Wednesday, June 2, 2010

Review: The Little Stranger by Sarah Waters



This book isn't one I would have chosen for myself but since it was a gift and I was curious, I read it. I found it difficult to get into but I was interested enough to stay with it until something finally happened that meant I had to finish and figure it all out. Well, I've finished it but I'm still puzzling over it.

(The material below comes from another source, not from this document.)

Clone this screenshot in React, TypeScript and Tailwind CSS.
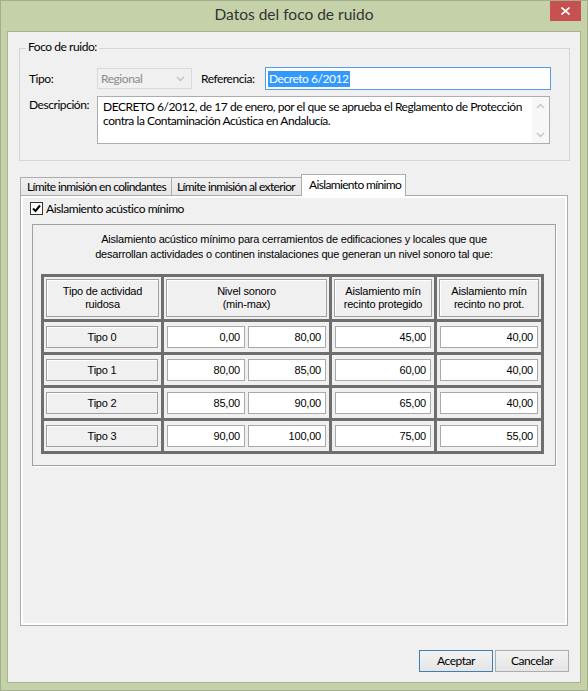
import React from "react"

const rows = [
  { tipo: "Tipo 0", min: "0,00", max: "80,00", prot: "45,00", noProt: "40,00" },
  { tipo: "Tipo 1", min: "80,00", max: "85,00", prot: "60,00", noProt: "40,00" },
  { tipo: "Tipo 2", min: "85,00", max: "90,00", prot: "65,00", noProt: "40,00" },
  { tipo: "Tipo 3", min: "90,00", max: "100,00", prot: "75,00", noProt: "55,00" },
]

function Chevron({ up = false, color = "#b5b5b5" }: { up?: boolean; color?: string }) {
  return (
    <svg width="9" height="6" viewBox="0 0 9 6">
      <path d={up ? "M1 5 L4.5 1.5 L8 5" : "M1 1 L4.5 4.5 L8 1"} fill="none" stroke={color} strokeWidth="1.3" />
    </svg>
  )
}

function LabelBox({ children, tall = false }: { children: React.ReactNode; tall?: boolean }) {
  return (
    <div
      className={`flex-1 flex items-center justify-center text-center border border-[#a0a0a0] shadow-[inset_1px_1px_0_#ffffff] bg-[#f0f0f0] ${
        tall ? "leading-[13px]" : ""
      }`}
    >
      {children}
    </div>
  )
}

function NumBox({ value }: { value: string }) {
  return (
    <div className="flex-1 h-full flex items-center justify-end pr-[4px] bg-white border border-[#a9a9a9]">
      {value}
    </div>
  )
}

export default function App() {
  return (
    <div className="w-[588px] h-[691px] bg-[#c5d1a9] border border-[#a3ae8b] relative font-['Lato',sans-serif] text-[12px] tracking-[-0.45px] text-black">
      {/* Title bar */}
      <div className="h-[30px] flex items-center justify-center pb-[2px] text-[15.5px] tracking-normal text-[#333333]">
        Datos del foco de ruido
      </div>
      <div className="absolute top-0 right-[6px] w-[31px] h-[20px] bg-[#c75050] flex items-center justify-center">
        <svg width="9" height="8" viewBox="0 0 9 8">
          <path d="M0.5 0.5 L8.5 7.5 M8.5 0.5 L0.5 7.5" stroke="#ffffff" strokeWidth="1.6" />
        </svg>
      </div>

      {/* Client area */}
      <div className="ml-[6px] w-[574px] h-[652px] bg-[#f0f0f0] border border-[#a9b391] flex flex-col">
        {/* Group box */}
        <div className="relative mt-[16px] ml-[11px] w-[551px] h-[113px] border border-[#d5d5d5] pt-[18px] pl-[9px]">
          <span className="absolute -top-[10px] left-[6px] px-[2px] bg-[#f0f0f0] leading-[16px]">Foco de ruido:</span>

          <div className="flex items-center h-[23px]">
            <div className="w-[68px]">Tipo:</div>
            <div className="w-[95px] h-[21px] border border-[#d9d9d9] bg-[#f0f0f0] flex items-center justify-between pl-[3px] pr-[6px] text-[#8a8a8a]">
              <span>Regional</span>
              <Chevron color="#c0c0c0" />
            </div>
            <div className="ml-[9px] w-[64px]">Referencia:</div>
            <div className="w-[286px] h-[23px] border border-[#569de5] bg-white flex items-center pl-[2px]">
              <span className="bg-[#3399ff] text-white leading-[16px] px-[1px]">Decreto 6/2012</span>
            </div>
          </div>

          <div className="flex mt-[6px]">
            <div className="w-[68px] pt-[1px] leading-[16px]">Descripción:</div>
            <div className="w-[453px] h-[48px] border border-[#abadb3] bg-white flex">
              <div className="flex-1 pl-[5px] pt-[3px] leading-[14px] whitespace-nowrap">
                DECRETO 6/2012, de 17 de enero, por el que se aprueba el Reglamento de Protección
                <br />
                contra la Contaminación Acústica en Andalucía.
              </div>
              <div className="w-[17px] flex flex-col justify-between bg-[#f7f7f7]">
                <div className="h-[17px] flex items-center justify-center">
                  <Chevron up color="#c4c4c4" />
                </div>
                <div className="h-[17px] flex items-center justify-center">
                  <Chevron color="#c4c4c4" />
                </div>
              </div>
            </div>
          </div>
        </div>

        {/* Tabs */}
        <div className="mt-[13px] ml-[12px] flex items-end h-[21px] tracking-[-0.65px]">
          <div className="w-[152px] h-[18px] border border-b-0 border-[#acacac] bg-gradient-to-b from-[#f0f0f0] to-[#e5e5e5] pl-[6px] flex items-center whitespace-nowrap">
            Límite inmisión en colindantes
          </div>
          <div className="-ml-px w-[131px] h-[18px] border border-b-0 border-[#acacac] bg-gradient-to-b from-[#f0f0f0] to-[#e5e5e5] pl-[5px] flex items-center whitespace-nowrap">
            Límite inmisión al exterior
          </div>
          <div className="-ml-px -mb-px relative z-10 w-[105px] h-[22px] border border-b-0 border-[#acacac] bg-white pl-[7px] pb-[2px] flex items-center whitespace-nowrap">
            Aislamiento mínimo
          </div>
        </div>

        {/* Tab pane */}
        <div className="ml-[12px] w-[548px] h-[431px] border border-[#acacac] bg-white p-[2px]">
          <div className="h-full bg-[#f0f0f0] pt-[4px]">
            <div className="flex items-center pl-[7px] h-[13px]">
              <div className="w-[13px] h-[13px] border border-[#333333] bg-white flex items-center justify-center">
                <svg width="11" height="11" viewBox="0 0 11 11">
                  <path d="M2 5.5 L4.5 8 L9 2.5" fill="none" stroke="#000000" strokeWidth="2" />
                </svg>
              </div>
              <span className="ml-[3px] leading-[16px]">Aislamiento acústico mínimo</span>
            </div>

            <div className="ml-[9px] mt-[9px] w-[524px] h-[242px] border border-[#a0a0a0] shadow-[1px_1px_0_#ffffff] pt-[7px] font-['Liberation_Sans',sans-serif] text-[11px] tracking-[-0.2px]">
              <p className="text-center leading-[15px]">
                Aislamiento acústico mínimo para cerramientos de edificaciones y locales que que
                <br />
                desarrollan actividades o continen instalaciones que generan un nivel sonoro tal que:
              </p>

              <div className="ml-[8px] mt-[12px] w-[503px] grid grid-cols-[117px_165px_102px_104px] grid-rows-[42px_30px_30px_30px_30px] gap-[3px] p-[3px] bg-[#6e6e6e]">
                <div className="bg-[#f0f0f0] p-[2px] flex">
                  <LabelBox tall>
                    Tipo de actividad
                    <br />
                    ruidosa
                  </LabelBox>
                </div>
                <div className="bg-[#f0f0f0] p-[2px] flex">
                  <LabelBox tall>
                    Nivel sonoro
                    <br />
                    (min-max)
                  </LabelBox>
                </div>
                <div className="bg-[#f0f0f0] p-[2px] flex">
                  <LabelBox tall>
                    Aislamiento mín
                    <br />
                    recinto protegido
                  </LabelBox>
                </div>
                <div className="bg-[#f0f0f0] p-[2px] flex">
                  <LabelBox tall>
                    Aislamiento mín
                    <br />
                    recinto no prot.
                  </LabelBox>
                </div>

                {rows.map((r) => (
                  <React.Fragment key={r.tipo}>
                    <div className="bg-[#f0f0f0] pl-[2px] pr-[3px] py-[4px] flex">
                      <LabelBox>{r.tipo}</LabelBox>
                    </div>
                    <div className="bg-[#f0f0f0] px-[3px] py-[4px] flex gap-[3px]">
                      <NumBox value={r.min} />
                      <NumBox value={r.max} />
                    </div>
                    <div className="bg-[#f0f0f0] px-[3px] py-[4px] flex">
                      <NumBox value={r.prot} />
                    </div>
                    <div className="bg-[#f0f0f0] px-[3px] py-[4px] flex">
                      <NumBox value={r.noProt} />
                    </div>
                  </React.Fragment>
                ))}
              </div>
            </div>
          </div>
        </div>

        {/* Buttons */}
        <div className="mt-[24px] pr-[11px] flex justify-end gap-[2px]">
          <button className="w-[74px] h-[22px] border border-[#3c7fb1] bg-gradient-to-b from-[#f2f2f2] to-[#e5e5e5]">
            Aceptar
          </button>
          <button className="w-[74px] h-[22px] border border-[#acacac] bg-gradient-to-b from-[#f2f2f2] to-[#e5e5e5]">
            Cancelar
          </button>
        </div>
      </div>
    </div>
  )
}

The blurb calls it a ghost story and it is set in postwar 1940s England. The main character is actually an old crumbling estate called Hundreds Hall in which the last members of the family live in extreme poverty. Mrs. Ayres is every inch a lady who tries valiantly to keep up appearances. Her son Roderick has returned from the war damaged badly both physically and emotionally, and he is overwhelmed by his task of running the farm on the estate and keeping up the mansion. Her daughter Caroline is the picture of country gentry, a plain-looking spinster hiding her hands which show all too clearly how much housework she does herself. They have a day cook and a live-in, teenage maid named Betty who is afraid of the house.

The narrator is Dr. Faraday, a bachelor with a small office in a nearby village. One of my problems with the book was my inpatience with him. For a supposedly smart doctor, he was so clueless as to be unbelievable, and emotionally crippled by his resentment and shame because of his lower class background. His mother had been a nursemaid at this very house.

The story of the Ayres family is told movingly; you simply must feel badly for them as they struggle to survive. Caroline is strong and capable, but later in the book I became extremely impatient with her as well. Actually each character is portrayed so well that you do begin to have a bond with them and that's what keeps you involved despite the way the story drags. Or perhaps I've been reading too many short mysteries so this more literary book seems longish to me.

I recommend this book for the use of language and the characterizations, and the way Waters imbues the mansion with a life of its own. It's portral of poor but proud gentry unable to change with the times as young couples buy tract housing all around them is an excellent illustration of an important factor of that period in English history. As for the plot, I'm still not sure. Maybe you will be more patient than me and really enjoy it.